→ DO THIS:
Quote the listing in full, exactly as given, minus any pictures.

+ + + +

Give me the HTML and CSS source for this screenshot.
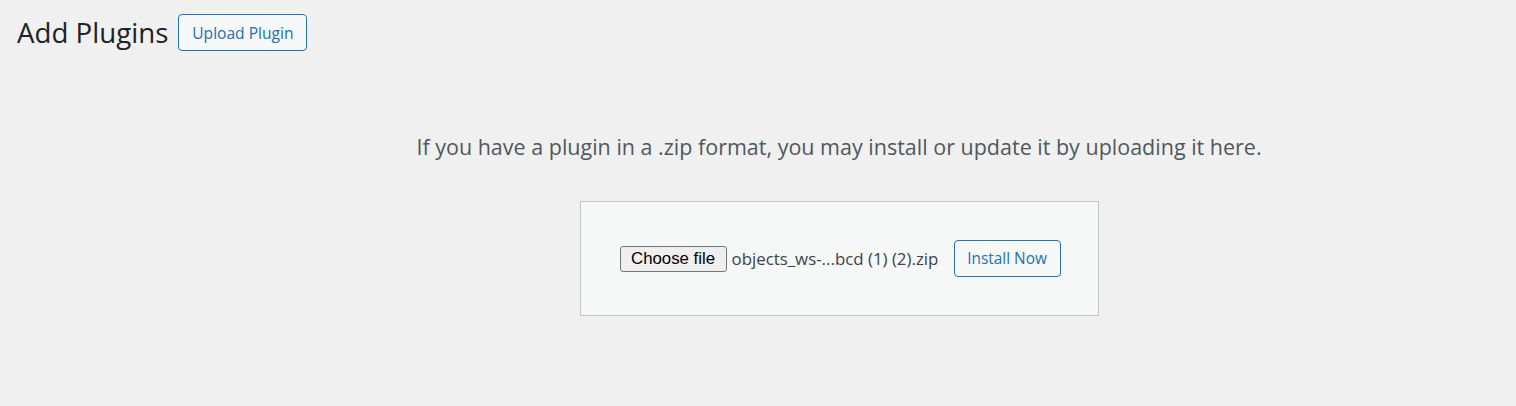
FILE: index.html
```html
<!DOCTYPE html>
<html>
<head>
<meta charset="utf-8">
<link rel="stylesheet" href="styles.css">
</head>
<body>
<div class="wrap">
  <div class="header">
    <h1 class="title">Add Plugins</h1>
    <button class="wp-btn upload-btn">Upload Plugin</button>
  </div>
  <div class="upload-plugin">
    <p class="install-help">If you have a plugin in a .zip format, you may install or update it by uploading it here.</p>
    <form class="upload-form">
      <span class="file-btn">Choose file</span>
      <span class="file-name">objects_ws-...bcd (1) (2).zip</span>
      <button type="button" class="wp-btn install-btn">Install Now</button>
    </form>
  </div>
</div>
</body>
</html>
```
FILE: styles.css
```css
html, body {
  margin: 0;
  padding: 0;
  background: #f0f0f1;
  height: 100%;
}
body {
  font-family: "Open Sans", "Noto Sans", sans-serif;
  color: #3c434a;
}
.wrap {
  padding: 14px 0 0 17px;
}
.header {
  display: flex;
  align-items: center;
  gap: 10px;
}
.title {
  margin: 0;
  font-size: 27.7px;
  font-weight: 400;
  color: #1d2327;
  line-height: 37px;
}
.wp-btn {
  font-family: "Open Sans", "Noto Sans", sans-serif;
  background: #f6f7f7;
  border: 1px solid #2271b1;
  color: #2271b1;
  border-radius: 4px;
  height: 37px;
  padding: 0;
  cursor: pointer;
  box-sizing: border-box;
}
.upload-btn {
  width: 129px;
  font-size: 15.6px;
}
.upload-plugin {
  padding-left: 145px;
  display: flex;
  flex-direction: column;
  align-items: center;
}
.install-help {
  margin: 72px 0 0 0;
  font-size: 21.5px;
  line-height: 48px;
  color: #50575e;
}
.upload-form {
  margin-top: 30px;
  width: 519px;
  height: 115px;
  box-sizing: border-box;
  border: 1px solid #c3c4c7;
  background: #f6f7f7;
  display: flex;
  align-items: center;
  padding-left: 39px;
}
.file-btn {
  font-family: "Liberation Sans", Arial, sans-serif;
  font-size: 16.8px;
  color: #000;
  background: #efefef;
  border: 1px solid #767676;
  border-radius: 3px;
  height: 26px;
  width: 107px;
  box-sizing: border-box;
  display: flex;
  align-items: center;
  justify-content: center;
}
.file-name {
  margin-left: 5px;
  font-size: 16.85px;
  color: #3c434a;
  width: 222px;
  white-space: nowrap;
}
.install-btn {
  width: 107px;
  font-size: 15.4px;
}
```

+ + + +

→ ANSWER:
Give me the HTML and CSS source for this screenshot.
FILE: index.html
```html
<!DOCTYPE html>
<html>
<head>
<meta charset="utf-8">
<link rel="stylesheet" href="styles.css">
</head>
<body>
<div class="wrap">
  <div class="header">
    <h1 class="title">Add Plugins</h1>
    <button class="wp-btn upload-btn">Upload Plugin</button>
  </div>
  <div class="upload-plugin">
    <p class="install-help">If you have a plugin in a .zip format, you may install or update it by uploading it here.</p>
    <form class="upload-form">
      <span class="file-btn">Choose file</span>
      <span class="file-name">objects_ws-...bcd (1) (2).zip</span>
      <button type="button" class="wp-btn install-btn">Install Now</button>
    </form>
  </div>
</div>
</body>
</html>
```
FILE: styles.css
```css
html, body {
  margin: 0;
  padding: 0;
  background: #f0f0f1;
  height: 100%;
}
body {
  font-family: "Open Sans", "Noto Sans", sans-serif;
  color: #3c434a;
}
.wrap {
  padding: 14px 0 0 17px;
}
.header {
  display: flex;
  align-items: center;
  gap: 10px;
}
.title {
  margin: 0;
  font-size: 27.7px;
  font-weight: 400;
  color: #1d2327;
  line-height: 37px;
}
.wp-btn {
  font-family: "Open Sans", "Noto Sans", sans-serif;
  background: #f6f7f7;
  border: 1px solid #2271b1;
  color: #2271b1;
  border-radius: 4px;
  height: 37px;
  padding: 0;
  cursor: pointer;
  box-sizing: border-box;
}
.upload-btn {
  width: 129px;
  font-size: 15.6px;
}
.upload-plugin {
  padding-left: 145px;
  display: flex;
  flex-direction: column;
  align-items: center;
}
.install-help {
  margin: 72px 0 0 0;
  font-size: 21.5px;
  line-height: 48px;
  color: #50575e;
}
.upload-form {
  margin-top: 30px;
  width: 519px;
  height: 115px;
  box-sizing: border-box;
  border: 1px solid #c3c4c7;
  background: #f6f7f7;
  display: flex;
  align-items: center;
  padding-left: 39px;
}
.file-btn {
  font-family: "Liberation Sans", Arial, sans-serif;
  font-size: 16.8px;
  color: #000;
  background: #efefef;
  border: 1px solid #767676;
  border-radius: 3px;
  height: 26px;
  width: 107px;
  box-sizing: border-box;
  display: flex;
  align-items: center;
  justify-content: center;
}
.file-name {
  margin-left: 5px;
  font-size: 16.85px;
  color: #3c434a;
  width: 222px;
  white-space: nowrap;
}
.install-btn {
  width: 107px;
  font-size: 15.4px;
}
```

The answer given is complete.